STATED TASK: Below are entries to be transcribed exactly; exclude the pictures from the copy.

(Front-end source files)
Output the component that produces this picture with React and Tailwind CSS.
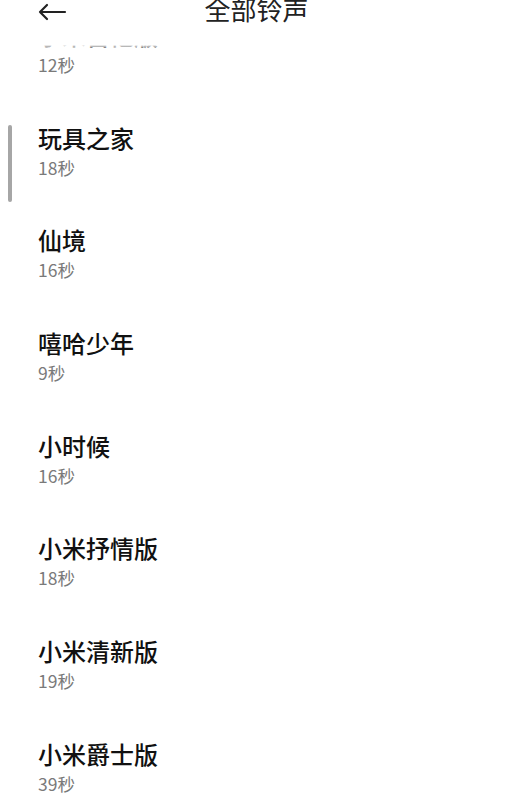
import React from 'react';

const rings = [
  { name: '小米吉他版', dur: '12秒' },
  { name: '玩具之家', dur: '18秒' },
  { name: '仙境', dur: '16秒' },
  { name: '嘻哈少年', dur: '9秒' },
  { name: '小时候', dur: '16秒' },
  { name: '小米抒情版', dur: '18秒' },
  { name: '小米清新版', dur: '19秒' },
  { name: '小米爵士版', dur: '39秒' },
];

const font = { fontFamily: '"Noto Sans CJK SC", "Noto Sans", Roboto, sans-serif' };

export default function App() {
  return (
    <div className="relative h-[795px] w-[513px] overflow-hidden bg-white" style={font}>
      {/* List */}
      <div className="pt-[20px]">
        {rings.map((r, i) => (
          <div key={i} className="h-[102.67px] pl-[38px]">
            <div className="text-[24px] leading-[30px] font-medium text-[#111]">{r.name}</div>
            <div className="mt-[3px] text-[17.5px] leading-[24px] text-[#7a7a7a]">{r.dur}</div>
          </div>
        ))}
      </div>

      {/* Header overlay */}
      <div className="absolute inset-x-0 top-0 z-10 flex flex-col">
        <div className="flex h-[45px] items-start bg-white">
          <div className="flex h-[24px] w-full items-center px-[37px]">
            <svg className="shrink-0" width="30" height="18" viewBox="0 0 30 18" fill="none" stroke="#222" strokeWidth="2.2" strokeLinecap="round" strokeLinejoin="round">
              <path d="M28 9H3M10 2L3 9l7 7" />
            </svg>
            <div className="flex-1 -translate-y-[3px] pr-[30px] text-center text-[26px] leading-[24px] text-[#222]">全部铃声</div>
          </div>
        </div>
        <div className="h-[5px] bg-gradient-to-b from-white to-white/0" />
      </div>

      {/* Scrollbar */}
      <div className="absolute left-[8px] top-[125px] h-[77px] w-[4px] rounded-full bg-[#a6a6a6]" />
    </div>
  );
}
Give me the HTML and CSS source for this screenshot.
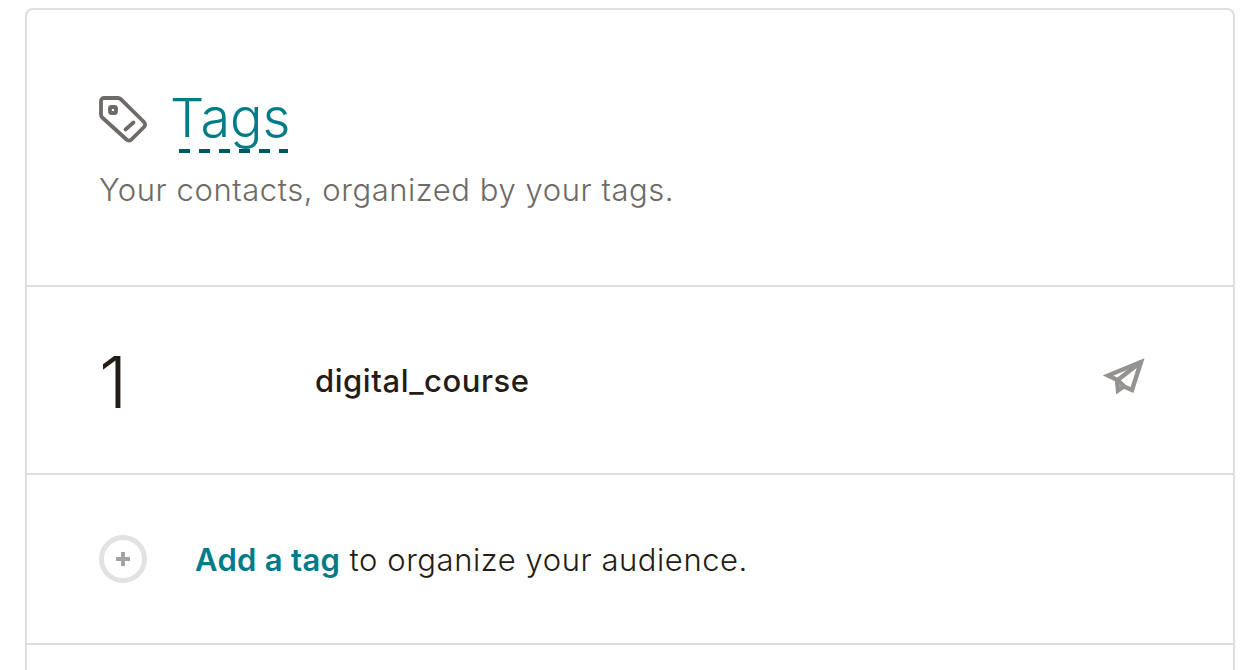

FULL ANSWER:
Output the component that produces this picture with React and Tailwind CSS.
import React from 'react';

const rings = [
  { name: '小米吉他版', dur: '12秒' },
  { name: '玩具之家', dur: '18秒' },
  { name: '仙境', dur: '16秒' },
  { name: '嘻哈少年', dur: '9秒' },
  { name: '小时候', dur: '16秒' },
  { name: '小米抒情版', dur: '18秒' },
  { name: '小米清新版', dur: '19秒' },
  { name: '小米爵士版', dur: '39秒' },
];

const font = { fontFamily: '"Noto Sans CJK SC", "Noto Sans", Roboto, sans-serif' };

export default function App() {
  return (
    <div className="relative h-[795px] w-[513px] overflow-hidden bg-white" style={font}>
      {/* List */}
      <div className="pt-[20px]">
        {rings.map((r, i) => (
          <div key={i} className="h-[102.67px] pl-[38px]">
            <div className="text-[24px] leading-[30px] font-medium text-[#111]">{r.name}</div>
            <div className="mt-[3px] text-[17.5px] leading-[24px] text-[#7a7a7a]">{r.dur}</div>
          </div>
        ))}
      </div>

      {/* Header overlay */}
      <div className="absolute inset-x-0 top-0 z-10 flex flex-col">
        <div className="flex h-[45px] items-start bg-white">
          <div className="flex h-[24px] w-full items-center px-[37px]">
            <svg className="shrink-0" width="30" height="18" viewBox="0 0 30 18" fill="none" stroke="#222" strokeWidth="2.2" strokeLinecap="round" strokeLinejoin="round">
              <path d="M28 9H3M10 2L3 9l7 7" />
            </svg>
            <div className="flex-1 -translate-y-[3px] pr-[30px] text-center text-[26px] leading-[24px] text-[#222]">全部铃声</div>
          </div>
        </div>
        <div className="h-[5px] bg-gradient-to-b from-white to-white/0" />
      </div>

      {/* Scrollbar */}
      <div className="absolute left-[8px] top-[125px] h-[77px] w-[4px] rounded-full bg-[#a6a6a6]" />
    </div>
  );
}
Give me the HTML and CSS source for this screenshot.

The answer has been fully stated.